Rate limits

How the Zep API limits request rates and how to handle them

The Zep API enforces rate limits on incoming requests to ensure consistent performance and reliability across all accounts. Rate limits are measured in requests per minute (RPM) and applied per account.

The exact RPM limit for your account depends on your plan. See the Zep pricing page for details.

Rate limit headers

Every response from the Zep API includes headers that describe your current rate limit state. Inspect these headers to monitor usage and pace your client before you hit the limit.

HeaderDescription
X-RateLimit-LimitThe per-minute request limit for your account.
X-RateLimit-RemainingThe number of requests remaining in the current window.
X-RateLimit-ResetUnix timestamp (in seconds) at which the current window resets.
X-RateLimit-IncrementThe cost of the current request, in units of the limit. Always 1.
Retry-AfterNumber of seconds to wait before retrying. Only set on 429 responses.

Reading rate limit headers from the SDK

The Zep SDKs do not return response headers from a normal method call. To read headers, use the SDK’s raw response accessor, which returns both the parsed response data and the raw HTTP response.

1response = client.thread.with_raw_response.add_messages(
2 thread_id="thread_123",
3 messages=messages,
4)
5
6remaining = response.headers.get("x-ratelimit-remaining")
7reset = response.headers.get("x-ratelimit-reset")
8data = response.data

Handling 429 responses

When you exceed your rate limit, the Zep API returns HTTP 429 Too Many Requests. The SDK surfaces this as a typed error whose response headers include Retry-After, indicating how many seconds to wait before retrying.

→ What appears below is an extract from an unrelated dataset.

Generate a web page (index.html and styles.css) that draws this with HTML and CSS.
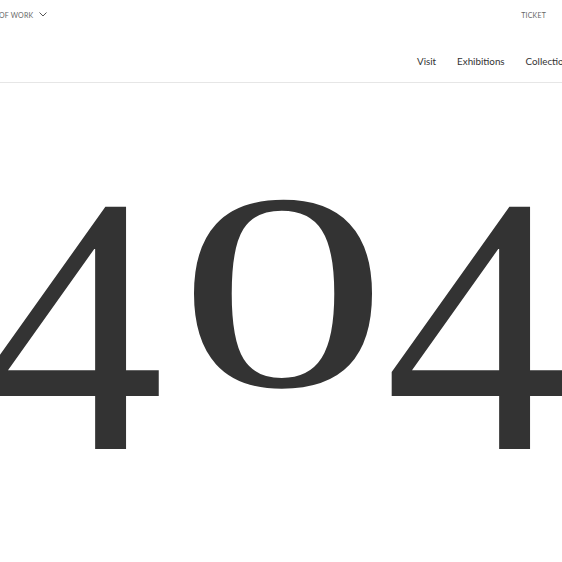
FILE: index.html
```html
<!DOCTYPE html>
<html lang="en">
<head>
<meta charset="utf-8">
<title>Page not found</title>
<link rel="stylesheet" href="styles.css">
</head>
<body>
<header class="site-header">
  <div class="utility-bar">
    <div class="util-left">
      <span class="util-label">OF WORK</span>
      <svg class="chevron" width="8" height="5" viewBox="0 0 8 5" aria-hidden="true"><path d="M0.5 0.5 L4 4 L7.5 0.5" fill="none" stroke="#555" stroke-width="1"/></svg>
    </div>
    <div class="util-right">
      <a class="util-link" href="#">TICKET</a>
      <span class="util-sep">S</span>
    </div>
  </div>
  <nav class="main-nav">
    <a href="#">Visit</a>
    <a href="#">Exhibitions</a>
    <a href="#">Collections</a>
  </nav>
</header>
<main class="error-page">
  <h1 class="error-code"><span class="digit four">4</span><span class="digit zero">0</span><span class="digit four">4</span></h1>
</main>
</body>
</html>
```
FILE: styles.css
```css
html, body {
  margin: 0;
  padding: 0;
  background: #fff;
}
body {
  width: 562px;
  height: 562px;
  overflow: hidden;
  font-family: Lato, "Noto Sans", sans-serif;
  color: #333;
}
.site-header {
  border-bottom: 1px solid #e6e6e6;
}
.utility-bar {
  display: flex;
  justify-content: space-between;
  align-items: center;
  height: 29px;
  font-size: 7px;
  letter-spacing: 0.2px;
  color: #666;
}
.util-left {
  display: flex;
  align-items: center;
  gap: 6px;
  margin-left: -1px;
}
.chevron {
  display: block;
}
.util-right {
  display: flex;
  align-items: center;
  gap: 16px;
  margin-right: -4px;
}
.util-link {
  color: #666;
  text-decoration: none;
}
.util-sep {
  color: #ccc;
}
.main-nav {
  display: flex;
  gap: 21px;
  height: 42px;
  padding-top: 11px;
  align-items: center;
  padding-left: 417px;
  white-space: nowrap;
  font-size: 9.8px;
}
.main-nav a {
  color: #333;
  text-decoration: none;
}
.error-page {
  padding-top: 58px;
}
.error-code {
  margin: 0 0 0 -13px;
  display: flex;
  justify-content: center;
  gap: 40px;
  font-family: "Liberation Serif", serif;
  font-weight: 400;
  font-size: 368px;
  line-height: 1;
  color: #333;
  white-space: nowrap;
}
.digit {
  display: inline-block;
}
.zero {
  font-size: 280px;
  transform: translate(8px, 11px) scaleX(1.5);
}
```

Catch the error, read Retry-After, wait, and retry.

1import time
2from zep_cloud import ApiError
3
4try:
5 client.thread.add_messages(thread_id="thread_123", messages=messages)
6except ApiError as err:
7 if err.status_code == 429:
8 retry_after = int(err.headers.get("retry-after", "1"))
9 time.sleep(retry_after)
10 # retry your call

For best results, combine Retry-After with exponential backoff and jitter to avoid synchronized retries when many clients are throttled at the same time.

Pacing requests proactively

To avoid hitting 429 responses in the first place, use X-RateLimit-Remaining and X-RateLimit-Reset to pace your requests:

  • If X-RateLimit-Remaining is approaching zero, slow your request rate or pause until the window resets.
  • The current window ends at the Unix timestamp in X-RateLimit-Reset. After this time, a fresh allowance is available.

This is particularly useful for bulk operations, such as batch ingestion, where you control the cadence of outgoing requests.